"""
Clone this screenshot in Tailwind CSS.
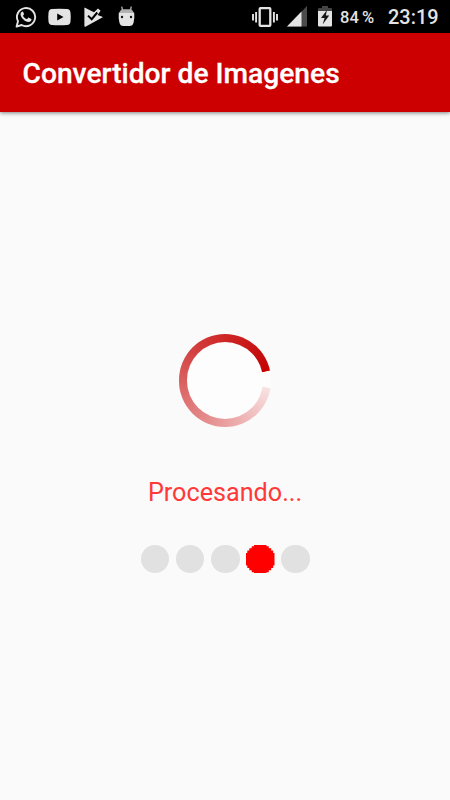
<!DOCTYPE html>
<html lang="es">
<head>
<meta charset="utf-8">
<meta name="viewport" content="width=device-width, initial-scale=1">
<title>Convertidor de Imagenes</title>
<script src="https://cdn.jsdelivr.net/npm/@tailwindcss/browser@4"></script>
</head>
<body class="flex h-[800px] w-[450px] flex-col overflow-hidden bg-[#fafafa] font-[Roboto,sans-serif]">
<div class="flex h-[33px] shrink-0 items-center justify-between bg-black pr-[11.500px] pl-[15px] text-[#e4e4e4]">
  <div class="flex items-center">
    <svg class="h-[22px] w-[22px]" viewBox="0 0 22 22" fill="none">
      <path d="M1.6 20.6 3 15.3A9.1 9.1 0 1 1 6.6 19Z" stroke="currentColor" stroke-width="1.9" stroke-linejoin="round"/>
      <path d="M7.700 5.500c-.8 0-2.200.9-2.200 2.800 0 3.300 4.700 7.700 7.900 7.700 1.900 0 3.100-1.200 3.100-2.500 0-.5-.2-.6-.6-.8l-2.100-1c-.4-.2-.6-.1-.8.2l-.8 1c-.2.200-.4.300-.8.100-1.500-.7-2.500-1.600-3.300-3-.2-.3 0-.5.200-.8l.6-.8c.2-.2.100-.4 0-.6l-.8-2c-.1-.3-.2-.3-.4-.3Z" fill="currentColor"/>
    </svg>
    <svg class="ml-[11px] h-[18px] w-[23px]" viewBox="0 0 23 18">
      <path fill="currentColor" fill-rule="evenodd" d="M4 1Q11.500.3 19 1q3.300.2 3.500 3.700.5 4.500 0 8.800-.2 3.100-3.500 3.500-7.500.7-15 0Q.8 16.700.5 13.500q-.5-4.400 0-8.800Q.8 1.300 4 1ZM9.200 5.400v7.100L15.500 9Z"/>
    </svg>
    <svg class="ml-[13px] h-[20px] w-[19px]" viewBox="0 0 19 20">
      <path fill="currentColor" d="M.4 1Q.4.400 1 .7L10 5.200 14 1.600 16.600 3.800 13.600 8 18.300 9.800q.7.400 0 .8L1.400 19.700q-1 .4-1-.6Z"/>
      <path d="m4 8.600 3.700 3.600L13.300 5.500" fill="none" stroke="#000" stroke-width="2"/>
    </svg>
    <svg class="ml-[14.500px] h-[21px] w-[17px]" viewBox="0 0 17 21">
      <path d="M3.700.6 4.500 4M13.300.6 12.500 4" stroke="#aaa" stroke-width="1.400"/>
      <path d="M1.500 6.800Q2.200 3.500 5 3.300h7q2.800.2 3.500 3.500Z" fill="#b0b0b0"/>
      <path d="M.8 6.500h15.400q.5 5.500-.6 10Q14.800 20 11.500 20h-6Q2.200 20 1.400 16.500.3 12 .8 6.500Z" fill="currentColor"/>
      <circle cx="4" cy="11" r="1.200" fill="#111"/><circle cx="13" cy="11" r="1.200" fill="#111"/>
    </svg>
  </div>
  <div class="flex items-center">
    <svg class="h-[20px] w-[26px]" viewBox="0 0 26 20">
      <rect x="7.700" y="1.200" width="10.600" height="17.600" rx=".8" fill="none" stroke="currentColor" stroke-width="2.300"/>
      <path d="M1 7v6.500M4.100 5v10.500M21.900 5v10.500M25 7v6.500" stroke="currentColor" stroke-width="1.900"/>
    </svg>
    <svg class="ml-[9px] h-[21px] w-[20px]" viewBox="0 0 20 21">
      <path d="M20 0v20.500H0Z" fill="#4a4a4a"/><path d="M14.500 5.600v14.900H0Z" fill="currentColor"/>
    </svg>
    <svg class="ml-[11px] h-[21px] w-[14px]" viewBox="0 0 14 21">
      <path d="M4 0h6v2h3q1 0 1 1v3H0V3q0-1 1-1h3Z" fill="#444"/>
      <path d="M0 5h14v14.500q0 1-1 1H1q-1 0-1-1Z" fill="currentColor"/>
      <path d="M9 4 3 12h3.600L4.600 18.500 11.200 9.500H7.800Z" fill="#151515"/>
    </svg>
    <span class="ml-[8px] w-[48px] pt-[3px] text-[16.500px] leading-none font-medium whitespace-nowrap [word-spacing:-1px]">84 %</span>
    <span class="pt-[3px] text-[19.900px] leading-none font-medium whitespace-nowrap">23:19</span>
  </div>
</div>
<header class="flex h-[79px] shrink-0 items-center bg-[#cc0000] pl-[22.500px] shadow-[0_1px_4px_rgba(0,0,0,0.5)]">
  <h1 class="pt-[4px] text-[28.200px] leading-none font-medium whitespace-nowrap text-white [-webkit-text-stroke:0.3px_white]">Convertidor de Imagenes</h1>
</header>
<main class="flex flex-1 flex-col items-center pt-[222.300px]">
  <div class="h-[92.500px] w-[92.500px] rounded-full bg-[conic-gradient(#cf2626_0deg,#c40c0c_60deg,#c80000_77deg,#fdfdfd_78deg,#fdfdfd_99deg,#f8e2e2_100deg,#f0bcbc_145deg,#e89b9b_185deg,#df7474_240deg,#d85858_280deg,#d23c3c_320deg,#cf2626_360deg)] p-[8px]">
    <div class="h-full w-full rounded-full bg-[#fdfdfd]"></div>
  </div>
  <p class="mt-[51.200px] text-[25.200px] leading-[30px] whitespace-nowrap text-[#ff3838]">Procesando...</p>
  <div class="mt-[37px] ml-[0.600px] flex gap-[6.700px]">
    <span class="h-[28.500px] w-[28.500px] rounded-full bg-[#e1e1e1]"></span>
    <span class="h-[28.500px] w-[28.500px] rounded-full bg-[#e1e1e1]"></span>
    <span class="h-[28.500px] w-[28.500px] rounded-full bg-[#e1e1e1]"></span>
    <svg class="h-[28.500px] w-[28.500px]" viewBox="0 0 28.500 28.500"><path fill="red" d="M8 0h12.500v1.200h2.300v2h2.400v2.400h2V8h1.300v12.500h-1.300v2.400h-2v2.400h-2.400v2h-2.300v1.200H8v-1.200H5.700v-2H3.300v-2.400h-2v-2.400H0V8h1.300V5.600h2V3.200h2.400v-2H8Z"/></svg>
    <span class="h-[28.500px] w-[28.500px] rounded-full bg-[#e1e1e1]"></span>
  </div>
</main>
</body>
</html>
"""
"""
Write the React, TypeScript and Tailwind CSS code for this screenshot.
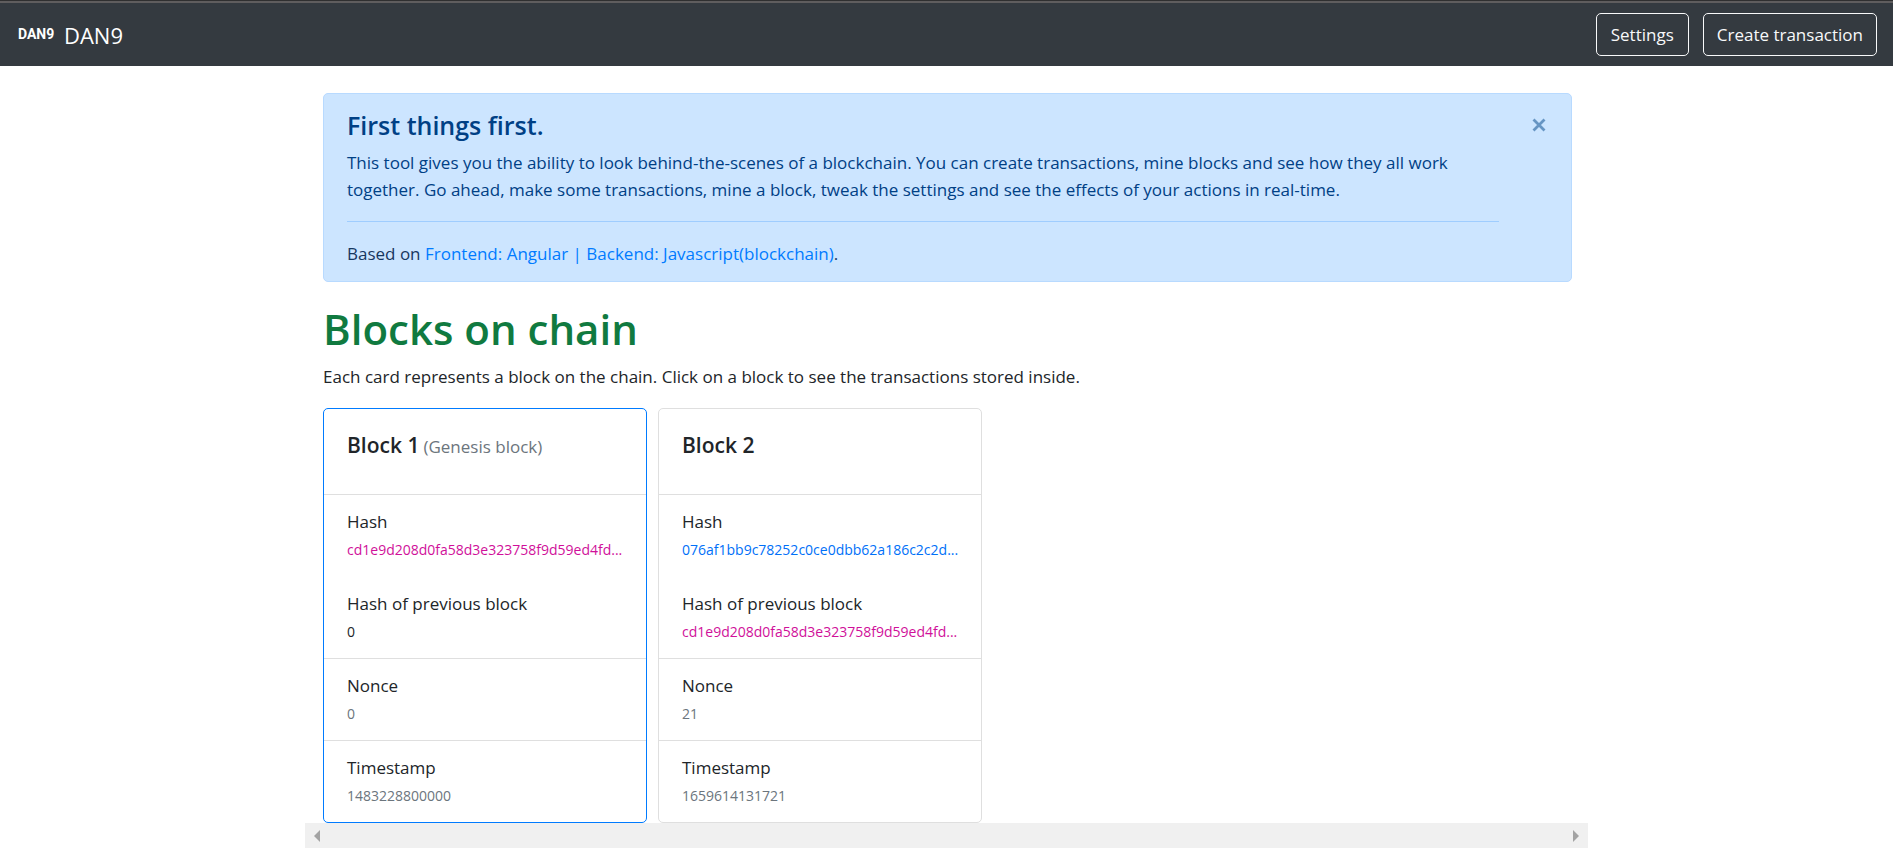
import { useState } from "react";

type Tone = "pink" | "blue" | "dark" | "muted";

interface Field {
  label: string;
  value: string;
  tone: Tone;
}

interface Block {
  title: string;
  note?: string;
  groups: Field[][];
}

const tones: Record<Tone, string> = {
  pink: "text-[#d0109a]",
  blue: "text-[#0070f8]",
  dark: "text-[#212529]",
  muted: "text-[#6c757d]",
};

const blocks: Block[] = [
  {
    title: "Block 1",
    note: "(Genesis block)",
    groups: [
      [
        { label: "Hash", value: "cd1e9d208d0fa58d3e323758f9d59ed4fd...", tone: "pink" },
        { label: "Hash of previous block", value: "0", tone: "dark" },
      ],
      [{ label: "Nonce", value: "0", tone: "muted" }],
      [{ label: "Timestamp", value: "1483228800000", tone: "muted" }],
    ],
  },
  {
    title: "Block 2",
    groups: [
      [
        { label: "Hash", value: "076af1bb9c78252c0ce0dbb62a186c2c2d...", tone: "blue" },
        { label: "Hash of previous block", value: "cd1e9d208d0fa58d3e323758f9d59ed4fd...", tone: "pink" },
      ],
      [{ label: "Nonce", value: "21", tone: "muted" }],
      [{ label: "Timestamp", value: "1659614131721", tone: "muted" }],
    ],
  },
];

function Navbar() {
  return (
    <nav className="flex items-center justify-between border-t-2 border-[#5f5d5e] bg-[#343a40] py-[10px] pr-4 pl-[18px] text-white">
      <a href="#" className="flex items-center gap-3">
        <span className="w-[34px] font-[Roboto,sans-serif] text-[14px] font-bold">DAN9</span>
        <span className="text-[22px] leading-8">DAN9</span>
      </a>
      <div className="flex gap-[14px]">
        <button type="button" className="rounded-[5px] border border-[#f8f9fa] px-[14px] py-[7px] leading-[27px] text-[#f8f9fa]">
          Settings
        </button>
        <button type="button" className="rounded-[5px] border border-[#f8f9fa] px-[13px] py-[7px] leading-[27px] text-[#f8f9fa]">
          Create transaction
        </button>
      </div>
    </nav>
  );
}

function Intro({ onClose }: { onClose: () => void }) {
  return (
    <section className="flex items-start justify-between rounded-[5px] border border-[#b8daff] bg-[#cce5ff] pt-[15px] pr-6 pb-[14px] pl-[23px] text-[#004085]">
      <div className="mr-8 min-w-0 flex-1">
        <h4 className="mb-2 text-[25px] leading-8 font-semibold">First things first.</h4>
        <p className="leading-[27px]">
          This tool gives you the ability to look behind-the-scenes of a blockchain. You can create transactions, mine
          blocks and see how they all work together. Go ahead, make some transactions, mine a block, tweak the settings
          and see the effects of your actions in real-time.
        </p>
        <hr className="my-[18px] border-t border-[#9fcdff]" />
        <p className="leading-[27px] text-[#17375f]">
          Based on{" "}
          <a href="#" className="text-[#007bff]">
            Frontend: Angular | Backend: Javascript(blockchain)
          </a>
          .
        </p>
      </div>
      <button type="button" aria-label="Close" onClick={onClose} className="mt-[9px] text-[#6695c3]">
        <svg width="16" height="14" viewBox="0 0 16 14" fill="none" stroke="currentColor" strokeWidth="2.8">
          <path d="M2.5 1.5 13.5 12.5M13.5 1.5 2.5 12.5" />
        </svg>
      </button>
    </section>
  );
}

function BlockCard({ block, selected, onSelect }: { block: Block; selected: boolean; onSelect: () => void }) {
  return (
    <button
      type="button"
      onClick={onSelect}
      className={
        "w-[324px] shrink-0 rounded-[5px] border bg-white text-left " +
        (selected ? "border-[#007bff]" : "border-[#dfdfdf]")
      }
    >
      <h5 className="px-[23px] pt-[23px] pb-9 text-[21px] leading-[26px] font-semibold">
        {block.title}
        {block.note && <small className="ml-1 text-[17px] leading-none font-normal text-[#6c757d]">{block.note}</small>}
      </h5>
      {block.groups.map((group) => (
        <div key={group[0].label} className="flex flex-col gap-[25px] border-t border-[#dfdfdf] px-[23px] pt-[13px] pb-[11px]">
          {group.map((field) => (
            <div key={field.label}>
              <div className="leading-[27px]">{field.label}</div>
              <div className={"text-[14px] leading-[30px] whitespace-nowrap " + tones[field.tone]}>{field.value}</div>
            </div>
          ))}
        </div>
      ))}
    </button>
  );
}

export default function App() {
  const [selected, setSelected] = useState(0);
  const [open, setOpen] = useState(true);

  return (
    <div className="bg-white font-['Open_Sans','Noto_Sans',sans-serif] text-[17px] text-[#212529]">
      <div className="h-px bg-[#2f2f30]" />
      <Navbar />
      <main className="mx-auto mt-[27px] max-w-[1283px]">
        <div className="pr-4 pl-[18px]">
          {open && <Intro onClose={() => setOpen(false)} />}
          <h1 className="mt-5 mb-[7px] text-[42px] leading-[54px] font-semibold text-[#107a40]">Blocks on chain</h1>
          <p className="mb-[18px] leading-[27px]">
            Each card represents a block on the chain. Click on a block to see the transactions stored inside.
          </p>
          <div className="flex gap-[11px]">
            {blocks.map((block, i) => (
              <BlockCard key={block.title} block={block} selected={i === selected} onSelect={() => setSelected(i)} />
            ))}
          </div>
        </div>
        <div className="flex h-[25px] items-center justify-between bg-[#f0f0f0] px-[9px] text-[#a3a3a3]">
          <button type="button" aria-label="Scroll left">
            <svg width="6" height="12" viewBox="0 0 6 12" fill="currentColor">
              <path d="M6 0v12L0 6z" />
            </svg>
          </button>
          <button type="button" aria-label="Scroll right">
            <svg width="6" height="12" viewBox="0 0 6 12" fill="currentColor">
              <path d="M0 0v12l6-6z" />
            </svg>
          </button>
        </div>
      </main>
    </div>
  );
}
"""
Take every line from the records above that has the word "screenshot" and copy it.

Solution for this exercise:
Clone this screenshot in Tailwind CSS.
Write the React, TypeScript and Tailwind CSS code for this screenshot.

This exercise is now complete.